I'd be interested to see what you come up with.
I know @tvansteenburgh from Canonical was playing around with this as well (specifically for the use case of getting microk8s to run with GPUs), but I'm not sure how far along he's gotten.
Just out of curiousity, I assume you already ran:
microk8s enable gpu
It's not strictly necessary, but doing so will setup everything you need (including your continerd config) to allow GPUs to be used.
One of which is to enable the nvidia-container-runtime as the default runtime in the containerd config used by microk8s: /var/snap/microk8s/current/args/containerd.toml
I did give microk8s enable gpu a shot; it seems to be roughly equivalent to applying the daemonset config from this repo manually.

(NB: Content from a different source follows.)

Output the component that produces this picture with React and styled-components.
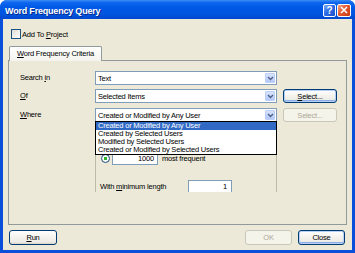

My (admittedly not super satisfying) resolution to this was to switch from microk8s to k3s, which can be configured to use docker rather than containerd. Thanks for pointing me in the right direction!
Hi there,
Do you happen to be run this on a hybrid GPU (e.g. laptop combining intel and nvidia)?
This issue is stale because it has been open 90 days with no activity. This issue will be closed in 30 days unless new comments are made or the stale label is removed.
This issue was automatically closed due to inactivity.